The deal will also have a 100% pot structure, with a sales concession of 10 cents for the tender and 35 cents for the new global. Investors say that the roadshow, which is likely to kick off in Kuala Lumpur on either Friday or the following Monday, is tentatively scheduled to stop off in Singapore, Hong Kong, New York, Boston, Chicago and Los Angeles.
Tenaga's financial profile
Tenaga will undoubtedly be pitched as a leveraged play on the Malaysian economy similar to the way that Telekom Malaysia was, when it launched a $300 million 10 year offering in November last year. However, investors will also examine how the tender will improve Tenaga's stand-alone credit profile.
With a market capitalization of about $10.2 billion, the company is 84% owned by the Malaysian government, but is now rated one notch under the sovereign ceiling by Moody's at Baa3/BBB. In de-linking the company from the sovereign for the first time last autumn, Moody's highlighted a number of uncertainties surrounding the Malaysian electricity industry - tariff increases and an industry-wide restructuring - which Tenaga will seek to address during investor presentations.
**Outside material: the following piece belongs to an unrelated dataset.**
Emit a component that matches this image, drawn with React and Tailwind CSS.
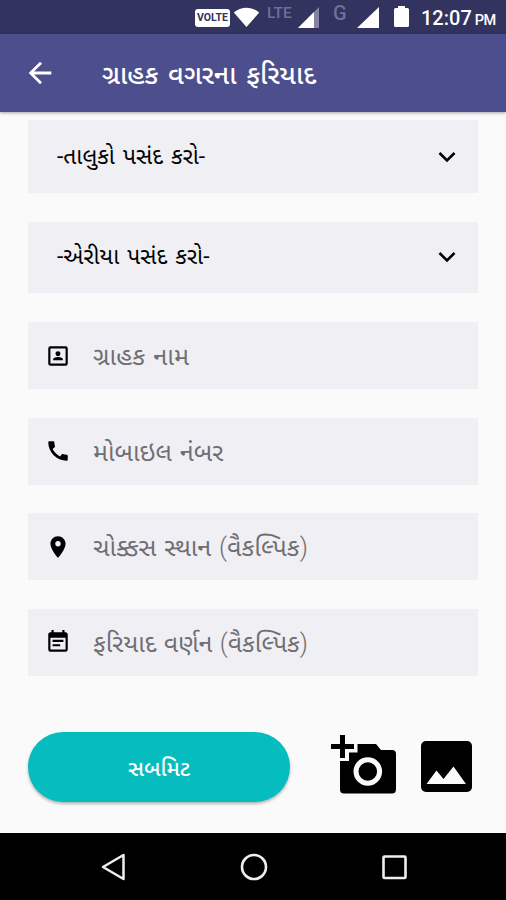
import { MdArrowBack, MdCall, MdEventNote, MdLocationOn } from 'react-icons/md';

const ContactBox = ({ className }) => (
  <svg className={className} viewBox="0 0 24 24" fill="currentColor">
    <rect x="4" y="4" width="16" height="16" rx="1" fill="none" stroke="currentColor" strokeWidth="2" />
    <circle cx="12" cy="10" r="2.300" />
    <path d="M7.500 16V15.200C7.500 13.700 10.300 13 12 13S16.500 13.700 16.500 15.200V16Z" />
  </svg>
);

const selects = [
  { label: '-તાલુકો પસંદ કરો-', size: 'h-[73px]' },
  { label: '-એરીયા પસંદ કરો-', size: 'h-[71px] pb-[2px]' },
];

const inputs = [
  { label: 'ગ્રાહક નામ', icon: ContactBox, text: 'text-[25.3px] [word-spacing:2px]' },
  { label: 'મોબાઇલ નંબર', icon: MdCall, text: 'text-[25.1px] [word-spacing:2px]' },
  { label: 'ચોક્કસ સ્થાન', note: 'વૈકલ્પિક', icon: MdLocationOn, text: 'text-[25.1px] [word-spacing:1.5px]' },
  { label: 'ફરિયાદ વર્ણન', note: 'વૈકલ્પિક', icon: MdEventNote, text: 'text-[24.9px] [word-spacing:1.3px]' },
];

const StatusBar = () => (
  <div className="flex h-[34px] shrink-0 items-start bg-[#32335e] pl-[195px] text-white">
    <div className="mt-[9px] flex h-[18px] w-[35px] shrink-0 items-center justify-center rounded-[3px] bg-white text-[10.5px] leading-none font-bold text-[#32335e]">
      VOLTE
    </div>
    <svg className="mt-[7px] ml-[3px] h-[20px] w-[27px] shrink-0" viewBox="0 0 27 20" fill="currentColor">
      <path d="M.8 5.5C8-1 19-1 26.2 5.5L13.5 20Z" />
    </svg>
    <span className="mt-[5px] ml-[7px] w-[26px] shrink-0 text-[15.5px] leading-[16px] font-medium text-[#6f709a]">LTE</span>
    <svg className="mt-[7px] ml-[5px] h-[21px] w-[22px] shrink-0" viewBox="0 0 22 21">
      <path d="M21 0V21H0Z" fill="#8283a5" />
      <path d="M16 5V21H0Z" fill="white" />
    </svg>
    <span className="mt-[3px] ml-[13px] w-[14px] shrink-0 text-[20px] leading-[20px] font-medium text-[#6f709a]">G</span>
    <svg className="mt-[7px] ml-[10px] h-[21px] w-[22px] shrink-0" viewBox="0 0 22 21" fill="currentColor">
      <path d="M22 0V21H0Z" />
    </svg>
    <svg className="mt-[6px] ml-[15px] h-[21px] w-[15px] shrink-0" viewBox="0 0 15 21" fill="currentColor">
      <path d="M4 0H11V2H13.5Q15 2 15 3.500V19.500Q15 21 13.500 21H1.500Q0 21 0 19.500V3.500Q0 2 1.500 2H4Z" />
    </svg>
    <div className="mt-[7px] ml-[12px] flex items-baseline gap-[3px] leading-[22px] font-medium whitespace-nowrap">
      <span className="text-[20px]">12:07</span>
      <span className="text-[14.500px] tracking-[-0.5px]">PM</span>
    </div>
  </div>
);

const Header = () => (
  <header className="z-10 flex h-[78px] shrink-0 items-center bg-[#4c4e8d] pl-[23px] text-white shadow-[0_1px_3px_rgba(0,0,0,0.35)]">
    <MdArrowBack className="size-[34px] shrink-0" />
    <h1 className="ml-[45px] pt-[4px] text-[26.800px] leading-[34px] font-medium [word-spacing:3px] whitespace-nowrap">
      ગ્રાહક વગરના ફરિયાદ
    </h1>
  </header>
);

const SelectField = ({ label, size }) => (
  <div className={`flex shrink-0 items-center justify-between bg-[#f0eff4] pr-[22px] pl-[29px] text-black ${size}`}>
    <span className="text-[22.800px] leading-[30px] [word-spacing:2.5px] whitespace-nowrap">{label}</span>
    <svg className="h-[12px] w-[18px]" viewBox="0 0 18 12" fill="none" stroke="currentColor" strokeWidth="2.6">
      <path d="M1.500 2L9 9.500L16.500 2" />
    </svg>
  </div>
);

const InputField = ({ label, note, icon: Icon, text }) => (
  <div className="flex h-[67px] shrink-0 items-center bg-[#f0eff4] pl-[17px]">
    <Icon className="size-[26px] shrink-0 text-black" />
    <span className={`ml-[22px] pt-[3px] leading-[34px] whitespace-nowrap text-[#6f6e73] ${text}`}>
      {label}
      {note && (
        <>
          {' '}
          <span className="font-light">(</span>
          {note}
          <span className="font-light">)</span>
        </>
      )}
    </span>
  </div>
);

const CameraPlus = () => (
  <svg className="h-[60px] w-[66px]" viewBox="0 0 66 60" fill="black">
    <path d="M26.500 9H45L50 15H61Q65 15 65 19V54Q65 58.500 61 58.500H13Q9 58.500 9 54.500V26H18V17.500H26.500Z" />
    <path d="M9 0H14V9H23V14H14V23H9V14H0V9H9Z" />
    <circle cx="36.800" cy="36.500" r="11.800" fill="none" stroke="#fafafa" strokeWidth="5" />
  </svg>
);

const Picture = () => (
  <svg className="h-[51px] w-[51px]" viewBox="0 0 51 51">
    <rect width="51" height="51" rx="5" fill="black" />
    <path d="M5.500 43L15.500 29.500L22.500 38L32.500 25.500L45 43Z" fill="#fafafa" />
  </svg>
);

const NavBar = () => (
  <nav className="flex h-[67px] shrink-0 items-center bg-black pl-[101px] text-[#eeeeee]">
    <svg className="size-[28px]" viewBox="0 0 28 28" fill="none" stroke="currentColor" strokeWidth="2.500" strokeLinejoin="round">
      <path d="M22.500 2V26L2 14Z" />
    </svg>
    <svg className="ml-[110.500px] size-[28px]" viewBox="0 0 28 28" fill="none" stroke="currentColor" strokeWidth="2.600">
      <circle cx="14" cy="14" r="12" />
    </svg>
    <svg className="ml-[112px] size-[28px]" viewBox="0 0 28 28" fill="none" stroke="currentColor" strokeWidth="2.600">
      <rect x="3.500" y="3.500" width="22" height="21.500" rx="1" />
    </svg>
  </nav>
);

export default function App() {
  return (
    <div className="flex h-[900px] w-[506px] flex-col overflow-hidden bg-[#fafafa] font-[Roboto,'Noto_Sans_Gujarati','Noto_Sans',sans-serif]">
      <StatusBar />
      <Header />
      <main className="flex flex-1 flex-col px-[28px] pt-[8px]">
        <div className="flex flex-col gap-[29px]">
          {selects.map((field) => (
            <SelectField key={field.label} {...field} />
          ))}
        </div>
        <div className="mt-[29px] flex flex-col gap-[28.500px]">
          {inputs.map((field) => (
            <InputField key={field.label} {...field} />
          ))}
        </div>
        <div className="mt-[56px] flex items-center">
          <button className="h-[70px] w-[262px] rounded-full bg-[#05bdbe] pt-[4px] text-[22px] font-medium text-white shadow-[0_2px_3px_rgba(0,0,0,0.28)]">
            સબમિટ
          </button>
          <div className="ml-[41px] pb-[3px]">
            <CameraPlus />
          </div>
          <div className="ml-[24px]">
            <Picture />
          </div>
        </div>
      </main>
      <NavBar />
    </div>
  );
}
The company currently has M$27.56 billion in debt ($7.252 billion), of which about 47% is denominated in Ringgit, 28% in Yen, 22% in US dollars and the balance in other currencies. Of this amount, about 19% is of less than one year's maturity, 12% less than two years, 27% two to five years maturity, 32% five to 10 years, 2% 10 to 20 years and 7% thereafter.Analysts conclude that the company will argue that stronger EBITDA earnings will offset higher interest expense on any incremental borrowing over the coming three years from capex outlay. As of November 2000, gearing stood at 1.79 times, but is not expected to dip below one times until at least 2005, by which point the company should have embarked on a series of asset sales of its generation units.